Von Pierer lässt Nachfolger auf defizitärem Handygeschäft sitzen
Siemens-Chef Heinrich von Pierer übergibt den Mobiltelefonbau als Verlustbringer an seinen Nachfolger Klaus Kleinfeld. Der Vorstand soll in den kommenden Wochen eine Entscheidung über die Problemsparte treffen.
"Wir werden innerhalb der nächsten paar Wochen eine Lösung sehen", sagte von Pierer dem Fernsehsender CNBC am Donnerstag. Dabei schloss der scheidende Konzernchef auch einen Verkauf nicht aus. Der Verlust im Handygeschäft lag im vierten Quartal bei 143 Mio. Euro, nach 141 Mio. Euro im Vorquartal, teilte der Konzern mit.
Die Division von Siemens wird nach Worten von Finanzvorstand Heinz-Joachim Neubürger voraussichtlich auch im laufenden zweiten Quartal Verluste einfahren.

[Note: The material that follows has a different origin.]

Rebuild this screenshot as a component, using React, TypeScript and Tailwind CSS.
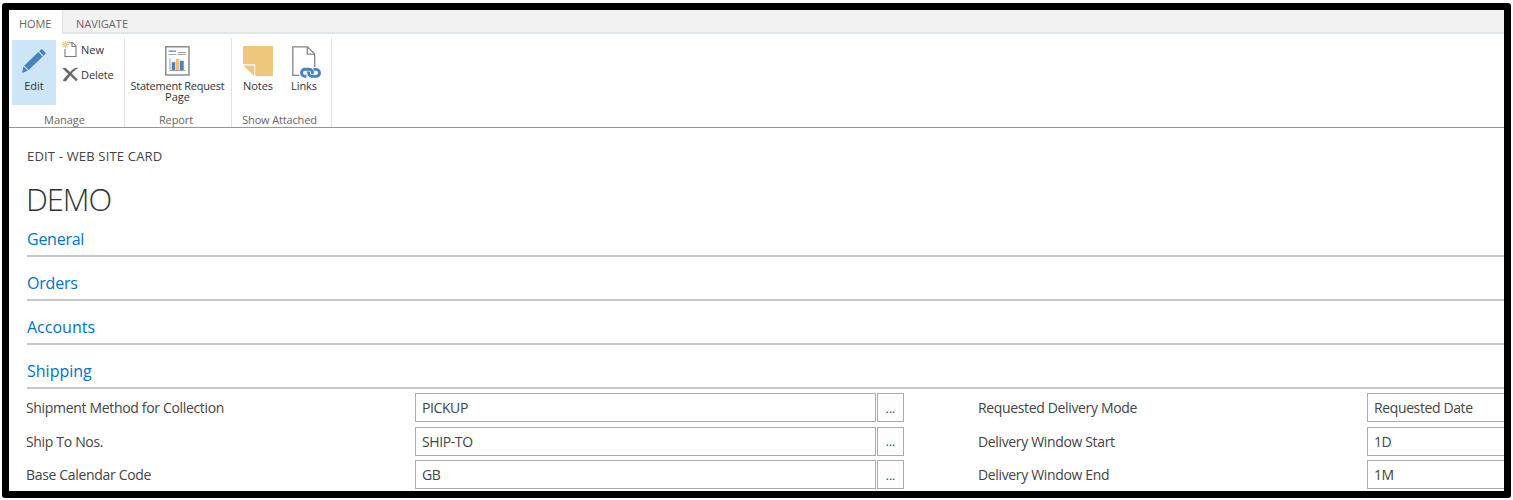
import type { ReactNode } from "react";

function PencilIcon() {
  return (
    <svg width="24" height="24" viewBox="0 0 24 24" fill="#4682be">
      <path d="M2.200 16.700 16.300 3.100l4.400 4.400L6.700 21z" />
      <path d="M17.200 2.300l1.600-1.600c.6-.5 1.300-.5 1.800 0l2.700 2.700c.5.600.5 1.200 0 1.800l-1.700 1.600z" />
      <path d="M1.500 17.600 5.800 21.700 0 23.900z" />
    </svg>
  );
}

function NewIcon() {
  return (
    <svg width="16" height="17" viewBox="0 0 16 17" fill="none">
      <path d="M6.500 1.700h4.300l3.200 3.200v10.600h-11V8" stroke="#7a7a7a" strokeWidth="1.100" />
      <path d="M10 1.700v3.800h4" stroke="#7a7a7a" strokeWidth="1.100" />
      <path d="M3.500 0v7M0 3.500h7M1.100 1.100l4.800 4.800M5.900 1.100 1.100 5.900" stroke="#eebc68" strokeWidth="1.100" />
      <circle cx="3.500" cy="3.500" r="1.100" fill="#fff" />
    </svg>
  );
}

function DeleteIcon() {
  return (
    <svg width="17" height="15" viewBox="0 0 17 15" fill="#686868">
      <path d="M.5 1.600C1.500.6 3 .3 4 1.200L8 5C10 2.800 12.500 1 15.600.5L16 1.200C13.500 2.500 11.300 4.500 9.600 6.600L15.700 12.500 14.200 14.200 8.100 8.500C6.500 10.600 5.300 12.400 4.200 14 3.200 14.700 1.400 14.300.8 13.200 2.500 11 4.400 8.900 6.300 6.900z" />
    </svg>
  );
}

function ReportIcon() {
  return (
    <svg width="25" height="30" viewBox="0 0 25 30" fill="none">
      <rect x=".8" y=".8" width="23.200" height="28.200" stroke="#858585" strokeWidth="1.400" />
      <path d="M3.500 8.500h8M13 6.500h8M13 8.500h8" stroke="#a0a0a0" />
      <path d="M3.500 5.200h7.500" stroke="#4682be" strokeWidth="1.200" />
      <path d="M5 12.500v12h15.500" stroke="#a0a0a0" />
      <path d="M6.700 16.300h3.600V24H6.700zM15 14.800h3.700V24H15z" fill="#4682be" />
      <path d="M11 12.800h3.500V24H11z" fill="#eebf70" />
    </svg>
  );
}

function NotesIcon() {
  return (
    <svg width="30" height="30" viewBox="0 0 30 30" fill="#eec77d">
      <path d="M0 0h30v30H12.200V18.300H0z" />
      <path d="M.3 19.500h10.800v10.400z" />
    </svg>
  );
}

function LinksIcon() {
  return (
    <svg width="30" height="33" viewBox="0 0 30 33" fill="none">
      <path d="M7.500 29.300H.8V.8h14.700l7.200 7.300v13" stroke="#858585" strokeWidth="1.300" />
      <path d="M15.300.8v7.400h7.400" stroke="#858585" strokeWidth="1.300" />
      <g stroke="#4682be" strokeWidth="2.900">
        <path d="M14.500 30.200h-1.500a3.500 3.500 0 0 1 0-7h4a3.500 3.500 0 0 1 3.200 5" />
        <path d="M21.500 23.400h2.500a3.500 3.500 0 0 1 0 7H20a3.500 3.500 0 0 1-3.200-5" />
      </g>
    </svg>
  );
}

function Section({ children }: { children: ReactNode }) {
  return (
    <div className="h-[44px] border-b-2 border-[#c6c6c6] pt-[15px] text-[16px] leading-[22px] text-[#0072c6]">
      {children}
    </div>
  );
}

function LookupField({ label, value }: { label: string; value: string }) {
  return (
    <div className="flex h-[29px] items-center">
      <span className="w-[389px] shrink-0 pt-px tracking-[-0.33px]">{label}</span>
      <div className="mr-px flex h-[29px] w-[461px] items-center border border-[#ababab] pl-[6px] pt-px tracking-[-0.4px]">{value}</div>
      <button className="h-[29px] w-[27px] border border-[#ababab] bg-[#fdfdfd] pt-[2px] text-[12px]">...</button>
    </div>
  );
}

function TextField({ label, value }: { label: string; value: string }) {
  return (
    <div className="flex h-[29px] items-center">
      <span className="w-[389px] shrink-0 pt-px tracking-[-0.35px]">{label}</span>
      <div className="flex h-[29px] flex-1 items-center border border-r-0 border-[#ababab] pl-[6px] pt-px tracking-[-0.38px]">{value}</div>
    </div>
  );
}

export default function App() {
  return (
    <div className="h-[500px] w-[1513px] overflow-hidden bg-white pl-[2px] pt-[3px] font-['Open_Sans','Noto_Sans',sans-serif] text-[#444]">
      <div className="flex h-[495px] w-[1509px] flex-col overflow-hidden rounded-[3px] border-[7px] border-black bg-white">
        <nav className="flex h-[24px] shrink-0 border-b-2 border-[#e0e6ea] bg-[#f2f2f2] text-[11px] leading-[28px] text-[#666]">
          <div className="h-[24px] w-[54px] shrink-0 border-r border-[#dde3e7] bg-white pl-[10px] tracking-[-0.1px]">HOME</div>
          <div className="pl-[13px]">NAVIGATE</div>
        </nav>
        <div className="flex h-[94px] shrink-0 border-b border-[#96969d] pt-[4px] text-[11px] leading-[11px] text-[#333]">
          <div className="flex w-[116px] flex-col border-r border-[#e1e1e1] pl-[3px] pt-[2px]">
            <div className="flex h-[65px]">
              <button className="flex w-[44px] flex-col items-center bg-[#cde6f7] pt-[9px]">
                <PencilIcon />
                <span className="mt-[7px]">Edit</span>
              </button>
              <div className="flex flex-col pl-[6px] pt-px">
                <button className="flex h-[16px] items-center gap-[3px]"><NewIcon /><span>New</span></button>
                <button className="mt-[9px] flex h-[17px] items-center gap-[2px] tracking-[-0.1px]"><DeleteIcon /><span>Delete</span></button>
              </div>
            </div>
            <div className="pr-[7px] pt-[9px] text-center text-[#666]">Manage</div>
          </div>
          <div className="flex w-[107px] flex-col items-center border-r border-[#e1e1e1] pt-[8px]">
            <div className="pr-[2px]"><ReportIcon /></div>
            <div className="mt-[4px] whitespace-nowrap pr-px tracking-[-0.22px]">Statement Request</div>
            <div className="pr-px">Page</div>
            <div className="mt-[12px] pr-[4px] tracking-[-0.1px] text-[#666]">Report</div>
          </div>
          <div className="flex w-[100px] flex-col border-r border-[#e1e1e1] pt-[8px]">
            <div className="flex h-[66px]">
              <div className="flex w-[52px] flex-col items-center"><NotesIcon /><span className="mt-[4px]">Notes</span></div>
              <div className="flex w-[40px] flex-col items-center"><div className="h-[30px] pl-[6px]"><LinksIcon /></div><span className="mt-[4px] tracking-[-0.1px]">Links</span></div>
            </div>
            <div className="mt-[2px] pr-[4px] text-center tracking-[-0.15px] text-[#666]">Show Attached</div>
          </div>
        </div>
        <main className="pl-[18px]">
          <p className="pt-[18px] text-[13px] leading-[20px] tracking-[0.18px]">EDIT - WEB SITE CARD</p>
          <h1 className="-ml-px mt-[14px] h-[33px] text-[31px] font-light leading-[39px] tracking-[-1.1px] text-[#333]">DEMO</h1>
          <div>
            <Section><span className="tracking-[-0.25px]">General</span></Section>
            <Section><span className="tracking-[-0.2px]">Orders</span></Section>
            <Section><span>Accounts</span></Section>
            <Section><span>Shipping</span></Section>
          </div>
          <div className="-ml-px flex gap-[74px] pt-[4px] text-[14px] leading-[20px]">
            <div className="flex w-[878px] shrink-0 flex-col gap-[4.500px]">
              <LookupField label="Shipment Method for Collection" value="PICKUP" />
              <LookupField label="Ship To Nos." value="SHIP-TO" />
              <LookupField label="Base Calendar Code" value="GB" />
            </div>
            <div className="flex flex-1 flex-col gap-[4.500px]">
              <TextField label="Requested Delivery Mode" value="Requested Date" />
              <TextField label="Delivery Window Start" value="1D" />
              <TextField label="Delivery Window End" value="1M" />
            </div>
          </div>
        </main>
      </div>
    </div>
  );
}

Er hoffe darauf, dass die Sparte von Januar bis März einen deutlich geringeren Fehlbetrag aufweise, sagte Neubürger am Donnerstag vor der Hauptversammlung in einer Telefonkonferenz mit Analysten.
Von Pierer hatte die Devise ausgegeben, die Division zu sanieren, zu verkaufen, zu schließen - oder eine Kooperation einzugehen. "Man kann diese Dinge nicht mit der Brechstange lösen. Die schlechteste Option für die Mobiltelefone wäre eine, die den Wert des Geschäfts zerstört", sagte von Pierer.

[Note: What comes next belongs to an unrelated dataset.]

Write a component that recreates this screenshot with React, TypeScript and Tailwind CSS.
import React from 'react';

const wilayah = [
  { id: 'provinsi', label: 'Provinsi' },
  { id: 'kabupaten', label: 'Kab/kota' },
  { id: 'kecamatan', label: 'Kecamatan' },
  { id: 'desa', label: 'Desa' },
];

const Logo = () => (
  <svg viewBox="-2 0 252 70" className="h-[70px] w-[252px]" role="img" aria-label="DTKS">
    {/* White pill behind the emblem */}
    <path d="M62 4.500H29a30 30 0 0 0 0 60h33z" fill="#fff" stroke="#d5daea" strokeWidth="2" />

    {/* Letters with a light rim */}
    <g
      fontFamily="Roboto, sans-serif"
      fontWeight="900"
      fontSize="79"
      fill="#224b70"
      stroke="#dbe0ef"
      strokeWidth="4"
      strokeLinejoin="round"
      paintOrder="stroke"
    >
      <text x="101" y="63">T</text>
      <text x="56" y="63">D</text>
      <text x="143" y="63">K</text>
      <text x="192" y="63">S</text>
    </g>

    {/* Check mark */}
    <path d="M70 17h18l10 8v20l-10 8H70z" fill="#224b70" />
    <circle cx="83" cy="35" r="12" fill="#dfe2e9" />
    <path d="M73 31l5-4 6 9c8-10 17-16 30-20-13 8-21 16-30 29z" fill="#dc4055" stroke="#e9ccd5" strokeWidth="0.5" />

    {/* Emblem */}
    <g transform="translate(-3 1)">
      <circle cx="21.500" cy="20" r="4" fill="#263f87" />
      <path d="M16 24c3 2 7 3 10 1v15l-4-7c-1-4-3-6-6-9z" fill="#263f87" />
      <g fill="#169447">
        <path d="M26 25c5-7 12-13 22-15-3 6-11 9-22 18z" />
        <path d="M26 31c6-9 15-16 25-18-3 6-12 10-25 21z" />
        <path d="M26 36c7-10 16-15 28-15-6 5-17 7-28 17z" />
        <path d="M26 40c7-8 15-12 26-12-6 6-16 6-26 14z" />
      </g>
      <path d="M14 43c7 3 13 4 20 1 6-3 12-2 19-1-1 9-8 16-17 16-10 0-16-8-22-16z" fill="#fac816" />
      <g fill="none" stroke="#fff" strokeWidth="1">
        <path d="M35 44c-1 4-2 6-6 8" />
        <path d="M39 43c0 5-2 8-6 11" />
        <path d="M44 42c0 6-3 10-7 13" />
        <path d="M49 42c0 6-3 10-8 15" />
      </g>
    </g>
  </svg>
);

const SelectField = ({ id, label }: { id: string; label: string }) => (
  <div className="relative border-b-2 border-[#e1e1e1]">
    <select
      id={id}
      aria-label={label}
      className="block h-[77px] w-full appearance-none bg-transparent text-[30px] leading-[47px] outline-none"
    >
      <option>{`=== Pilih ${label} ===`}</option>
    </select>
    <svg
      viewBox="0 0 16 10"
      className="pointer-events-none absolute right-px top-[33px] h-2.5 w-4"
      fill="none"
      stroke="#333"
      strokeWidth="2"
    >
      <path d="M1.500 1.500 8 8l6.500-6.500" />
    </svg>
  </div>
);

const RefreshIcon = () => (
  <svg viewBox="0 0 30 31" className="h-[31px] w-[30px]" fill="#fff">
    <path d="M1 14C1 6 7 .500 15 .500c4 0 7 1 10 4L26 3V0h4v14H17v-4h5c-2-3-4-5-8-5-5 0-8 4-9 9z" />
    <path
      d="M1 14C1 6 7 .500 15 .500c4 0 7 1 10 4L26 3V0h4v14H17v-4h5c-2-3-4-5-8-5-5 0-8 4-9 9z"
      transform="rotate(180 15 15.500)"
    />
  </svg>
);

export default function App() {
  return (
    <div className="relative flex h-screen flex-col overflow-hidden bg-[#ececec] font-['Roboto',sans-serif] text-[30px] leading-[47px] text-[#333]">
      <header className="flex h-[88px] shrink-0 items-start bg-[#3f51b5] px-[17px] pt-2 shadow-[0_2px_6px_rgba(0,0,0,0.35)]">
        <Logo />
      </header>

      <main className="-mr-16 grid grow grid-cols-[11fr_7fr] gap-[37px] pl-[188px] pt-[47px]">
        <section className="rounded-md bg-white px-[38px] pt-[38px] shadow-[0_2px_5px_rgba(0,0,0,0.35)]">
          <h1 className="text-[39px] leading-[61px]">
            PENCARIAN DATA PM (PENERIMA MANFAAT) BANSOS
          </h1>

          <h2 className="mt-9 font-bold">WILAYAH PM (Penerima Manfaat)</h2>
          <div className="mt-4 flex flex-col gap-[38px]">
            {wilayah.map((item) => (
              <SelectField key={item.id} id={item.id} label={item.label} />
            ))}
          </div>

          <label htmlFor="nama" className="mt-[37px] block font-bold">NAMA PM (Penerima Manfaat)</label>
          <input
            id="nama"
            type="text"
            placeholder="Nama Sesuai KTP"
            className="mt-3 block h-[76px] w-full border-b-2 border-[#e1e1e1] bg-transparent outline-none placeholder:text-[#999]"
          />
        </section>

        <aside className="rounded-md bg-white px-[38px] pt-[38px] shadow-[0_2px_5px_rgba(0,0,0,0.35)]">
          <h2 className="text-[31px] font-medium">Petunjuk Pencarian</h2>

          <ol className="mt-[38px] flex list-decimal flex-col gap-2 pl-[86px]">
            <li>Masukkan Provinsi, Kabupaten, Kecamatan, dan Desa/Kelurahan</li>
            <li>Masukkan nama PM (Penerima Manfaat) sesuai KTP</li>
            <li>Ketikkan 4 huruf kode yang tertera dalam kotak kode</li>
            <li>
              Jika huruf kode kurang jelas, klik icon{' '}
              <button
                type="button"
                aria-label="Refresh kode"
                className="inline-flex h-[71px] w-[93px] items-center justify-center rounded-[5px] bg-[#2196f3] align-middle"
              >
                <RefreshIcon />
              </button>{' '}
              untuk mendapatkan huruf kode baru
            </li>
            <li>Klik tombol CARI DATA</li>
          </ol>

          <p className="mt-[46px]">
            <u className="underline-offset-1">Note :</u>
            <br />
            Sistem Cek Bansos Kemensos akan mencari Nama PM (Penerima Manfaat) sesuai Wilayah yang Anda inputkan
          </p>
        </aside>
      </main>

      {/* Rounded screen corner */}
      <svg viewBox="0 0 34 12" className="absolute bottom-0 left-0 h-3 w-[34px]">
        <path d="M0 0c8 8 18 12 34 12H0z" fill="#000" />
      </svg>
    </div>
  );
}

Der chinesische Telekomausrüster Huawei hatte am Mittwoch Interesse am Handygeschäft von Siemens gezeigt. "Wir wollen im europäischen Markt für Mobiltelefone aufschlagen. In diesem Zusammenhang sollte man vor nichts die Augen verschließen", hatte ein Sprecher von Huawei der Financial Times Deutschland gesagt.
Gewinnplus als Abschiedsgeschenk
Die Siemens-Aktionäre treffen sich am Donnerstag zur Hauptversammlung in München. Vorstandschef von Pierer wechselt dann in den Aufsichtsrat, wo er den Vorsitz übernehmen will. Sein seit Sommer bekannter Nachfolger Klaus Kleinfeld steht vor der Aufgabe, die vielen nach wie vor renditeschwachen Sparten des Konzerns auf Erfolgskurs zu bringen.
Der Konzern verabschiedet seinen langjährigen Chef mit einem dicken Gewinnplus. Siemens hat im Auftaktquartal 2004/05 bei einem sinkendem Umsatz einen Anstieg des operativen Gewinns verbucht. Im Startquartal des laufenden Geschäftsjahrs kletterte der Gewinn nach Steuern auf 1 Mrd. Euro - ein Plus von 38 Prozent im Vergleich zum Vorjahreszeitraum. Der Umsatz stieg um ein Prozent auf 18,17 Mrd. Euro. Siemens-Anteile gehörten gegen 11.00 Uhr MEZ mit einem Plus von 1,1 Prozent zu den Gewinnern in einem insgesamt leicht schwächeren Dax.
Einen konkreten Ausblick auf das Geschäftsjahr blieb das Münchner Unternehmen aber schuldig. Der US-Erzrivale General Electric hat für 2005 einen Gewinnanstieg um 10 bis 15 Prozent angekündigt.
Neuausrichtung prägt laufendes Geschäftsjahr
Das laufende Geschäftsjahr von Siemens werde womöglich von Sondereffekten im Arbeitsgebiet Information & Communication geprägt sein, die sich unter anderem aus der Neuausrichtung des Handygeschäfts ergeben könnten, sagte von Pierer. "Dennoch richten wir alle Anstrengungen darauf, das Konzernergebnis auf vergleichbarer Basis auch im laufenden Geschäftsjahr zu steigern." Das Umsatzplus hänge auch von der Entwicklung des Euro ab.
Kleinfeld gilt als harter Sanierer und hat bereits das verlustreiche US-Geschäft wieder in die Gewinnzone gebracht. Der Weg zum Umbau oder Verkauf des Handygeschäfts und zu profitablen Zukäufen sei lang, sagte der Fondsmanager Jörg Schäfer von AMB Generali Asset Management, der vom neuen Konzernchef einen entschlosseneren Kurs erwartet: "Kleinfeld wird resoluter vorgehen."